Gilgameš, el legendario rey de la ciudad de Uruk, acabó su vida como un “santo”, adorado, recordado por sus súbditos. Una imagen muy distinta de la que se desprendía en los inicios de su reinado.
A Gilgameš se le acusaba de ser, en los inicios, un tirano cruel, que exigía incluso desflorar a todas las jóvenes prometidas. La ciudad le temía, y le despreciaba.
Por ese motivo, los dioses buscaron una solución: proporcionarle un compañero con el que aprender las artes de la civilidad.
Enkidu fue el elegido: un ser descendido de las montañas, arisco, salvaje, más fiero aún que Gilgameš. Un peligro. No se le podía dejar entrar en la ciudad en este estado.

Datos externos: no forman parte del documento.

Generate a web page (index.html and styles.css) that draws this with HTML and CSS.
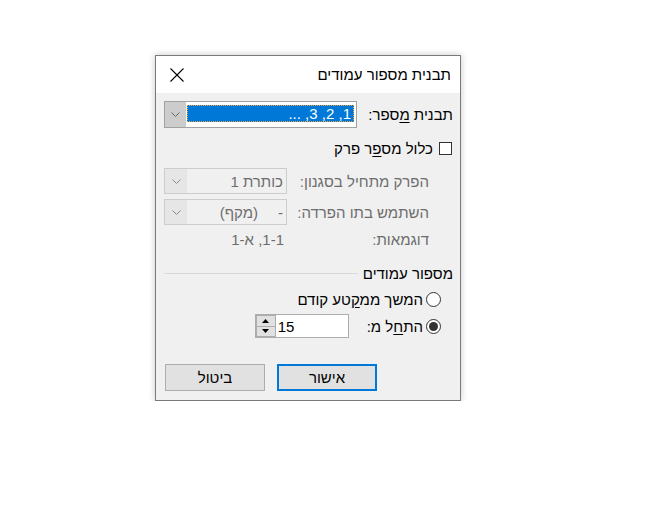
FILE: index.html
```html
<!DOCTYPE html>
<html lang="he" dir="rtl">
<head>
<meta charset="utf-8">
<link rel="stylesheet" href="styles.css">
</head>
<body>
<div class="dialog">
  <div class="titlebar">
    <div class="title">תבנית מספור עמודים</div>
    <div class="close">
      <svg width="14" height="14" viewBox="0 0 14 14"><path d="M0.5 0.5L13.5 13.5M13.5 0.5L0.5 13.5" stroke="#000" stroke-width="1.1" fill="none"/></svg>
    </div>
  </div>
  <div class="content">
    <div class="row r-format">
      <span class="label">תבנית <u>מ</u>ספר:</span>
      <div class="combo combo-wide">
        <div class="combo-text"><span class="sel">1, 2, 3, ...</span></div>
        <div class="combo-btn">
          <svg width="9" height="5" viewBox="0 0 9 5"><path d="M0.5 0.5L4.5 4.5L8.5 0.5" stroke="#666" fill="none"/></svg>
        </div>
      </div>
    </div>

    <div class="row r-check">
      <span class="checkbox"></span>
      <span class="check-label">כלול מס<u>פ</u>ר פרק</span>
    </div>

    <div class="row r-dis">
      <span class="label dim indent">הפרק מתחיל בסגנון:</span>
      <div class="combo combo-dis">
        <div class="combo-text dis-text" dir="ltr">כותרת 1</div>
        <div class="combo-btn dis-btn">
          <svg width="9" height="5" viewBox="0 0 9 5"><path d="M0.5 0.5L4.5 4.5L8.5 0.5" stroke="#8a8a8a" fill="none"/></svg>
        </div>
      </div>
    </div>

    <div class="row r-dis r-dis2">
      <span class="label dim indent">השתמש בתו הפרדה:</span>
      <div class="combo combo-dis">
        <div class="combo-text dis-text sep-text" dir="ltr"><span>(מקף)</span><span>-</span></div>
        <div class="combo-btn dis-btn">
          <svg width="9" height="5" viewBox="0 0 9 5"><path d="M0.5 0.5L4.5 4.5L8.5 0.5" stroke="#8a8a8a" fill="none"/></svg>
        </div>
      </div>
    </div>

    <div class="row r-examples">
      <span class="label dim indent">דוגמאות:</span>
      <div class="example-value dim">1-1, א-1</div>
    </div>

    <div class="section">
      <span class="section-title">מספור עמודים</span>
      <span class="section-line"></span>
    </div>

    <div class="row r-radio1">
      <span class="radio"></span>
      <span class="radio-label">המשך ממ<u>ק</u>טע קודם</span>
    </div>

    <div class="row r-radio2">
      <span class="radio checked"><span class="dot"></span></span>
      <span class="radio-label">הת<u>ח</u>ל מ:</span>
      <div class="spin" dir="ltr">
        <div class="spin-btns">
          <div class="spin-btn"><svg width="7" height="4" viewBox="0 0 7 4"><path d="M0 4L3.5 0L7 4Z" fill="#000"/></svg></div>
          <div class="spin-btn"><svg width="7" height="4" viewBox="0 0 7 4"><path d="M0 0L3.5 4L7 0Z" fill="#000"/></svg></div>
        </div>
        <div class="spin-value">15</div>
      </div>
    </div>

    <div class="buttons">
      <div class="btn btn-ok">אישור</div>
      <div class="btn">ביטול</div>
    </div>
  </div>
</div>
</body>
</html>
```

FILE: styles.css
```css
* { box-sizing: border-box; }

html, body {
  margin: 0;
  background: #ffffff;
}

body {
  font-family: "Liberation Sans", "DejaVu Sans", sans-serif;
  font-size: 15px;
  color: #000;
}

.dialog {
  margin: 55px auto 0 155px;
  width: 306px;
  border: 1px solid #7a7a7a;
  background: #f0f0f0;
  box-shadow: 0 0 7px rgba(0, 0, 0, 0.22);
}

.titlebar {
  height: 37px;
  background: #ffffff;
  display: flex;
  align-items: center;
  justify-content: space-between;
  padding: 0 9px 0 14px;
}

.title {
  font-size: 15px;
}

.close svg { display: block; }

.content {
  display: flex;
  flex-direction: column;
  padding: 8px 7px 9px 8px;
}

.row {
  display: flex;
  align-items: center;
}

u { text-decoration: underline; text-underline-offset: 2px; }

.r-format {
  height: 27px;
  justify-content: space-between;
}

.combo {
  display: flex;
  height: 100%;
  border: 1px solid #a2a2a2;
  background: #ffffff;
}

.combo-wide { width: 193px; }

.combo-text {
  flex: 1;
  padding: 3px 2px 5px 1px;
}

.sel {
  display: block;
  height: 100%;
  background: #0078d7;
  color: #ffffff;
  border: 1px dotted #f0a040;
  padding: 0 2px 0 0;
  line-height: 15px;
  text-align: right;
}

.combo-btn {
  width: 21px;
  background: #cccccc;
  display: flex;
  align-items: center;
  justify-content: center;
}

.combo-btn svg { display: block; }

.r-check {
  height: 26px;
  margin-top: 7px;
  gap: 6px;
  padding-right: 1px;
}

.checkbox {
  width: 13px;
  height: 13px;
  border: 1px solid #333333;
  background: #ffffff;
}

.r-dis {
  height: 26px;
  margin-top: 7px;
  justify-content: space-between;
}

.r-dis2 { margin-top: 5px; }

.dim { color: #6d6d6d; }

.indent { margin-right: 24px; }

.combo-dis {
  width: 123px;
  border-color: #cccccc;
  background: #f0f0f0;
}

.dis-text {
  padding: 0 3px 0 0;
  display: flex;
  align-items: center;
  justify-content: flex-end;
  color: #6d6d6d;
}

.sep-text { gap: 20px; }

.dis-btn {
  background: #e6e6e6;
  width: 22px;
}

.r-examples {
  height: 18px;
  margin-top: 5px;
  justify-content: space-between;
}

.example-value {
  width: 123px;
  text-align: right;
  padding-right: 3px;
}

.section {
  display: flex;
  align-items: center;
  height: 16px;
  margin-top: 17px;
  gap: 5px;
}

.section-line {
  flex: 1;
  height: 1px;
  background: #d9d9d9;
}

.r-radio1 {
  height: 18px;
  margin-top: 9px;
  padding-right: 12px;
  gap: 3px;
}

.r-radio2 {
  height: 24px;
  margin-top: 6px;
  padding-right: 12px;
  gap: 3px;
}

.radio {
  width: 15px;
  height: 15px;
  border: 1px solid #333333;
  border-radius: 50%;
  background: #ffffff;
  display: flex;
  align-items: center;
  justify-content: center;
}

.dot {
  width: 9px;
  height: 9px;
  border-radius: 50%;
  background: #333333;
}

.spin {
  margin-right: 15px;
  width: 94px;
  height: 24px;
  border: 1px solid #adadad;
  background: #ffffff;
  display: flex;
}

.spin-btns {
  width: 20px;
  display: flex;
  flex-direction: column;
}

.spin-btn {
  flex: 1;
  background: #e1e1e1;
  border: 1px solid #adadad;
  display: flex;
  align-items: center;
  justify-content: center;
}

.spin-btn + .spin-btn { border-top: none; }

.spin-btn svg { display: block; }

.spin-value {
  padding-left: 2px;
  display: flex;
  align-items: center;
}

.buttons {
  display: flex;
  justify-content: flex-end;
  gap: 12px;
  margin-top: 26px;
  padding-left: 1px;
}

.btn {
  width: 100px;
  height: 27px;
  background: #e1e1e1;
  border: 1px solid #adadad;
  display: flex;
  align-items: center;
  justify-content: center;
}

.btn-ok {
  border: 2px solid #0078d7;
}
```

De nuevo, el cielo intervino. Pidió a una prostituta que sedujera a Enkidu y le redujera el ímpetu. El encuentro sexual facilitaría el encaramiento. Los contendientes se mirarían a los ojos. Era precisamente ese verse las caras de cerca, ese reconocerse en los ojos del rival, lo que permitió que Enkidu se diera cuenta de quién era, de lo que hacía, y se apaciguara.
Los sumerios daban mucha importancia al cruce de miradas, al reconocimiento visual, que, por un lado, solo era posible si se habían depuesto las armas, y, por otro, ayudaba a rebajar la tensión guerrera.
Desde entonces, Enkidu estaba preparado para el diálogo. La ciudad podía ahora aceptarlo.
Para los sumerios, la ciudad no era apta para los salvajes. La naturaleza incólume no era un bien. Era pasto de monstruos y de fieras. Solo después de ser transformada por la acción de los hombres, aleccionados por el dios Enki, la naturaleza se convertía en un lugar amable.
La ciudad era la antítesis de la naturaleza. La ciudad era considerada como el espacio dónde el ser humano adquiría humanidad: un lugar de convivencia, que formaba una verdadera comunidad en la que las diferencias se resolvían. Los salvajes siempre vivían solos; los hombres, es decir, los ciudadanos, se encontraban en las asambleas, y convivían. Los hombres, en la ciudad, tenían que vestirse, un signo que habían abandonado su condición indómita primigenia. Para ser un humano había que vivir en la ciudad.
Los sumerios se hallaban muy lejos de la ingenia visión del buen salvaje que imperaría en el siglo XVIII en Europa, y que vuelve hoy.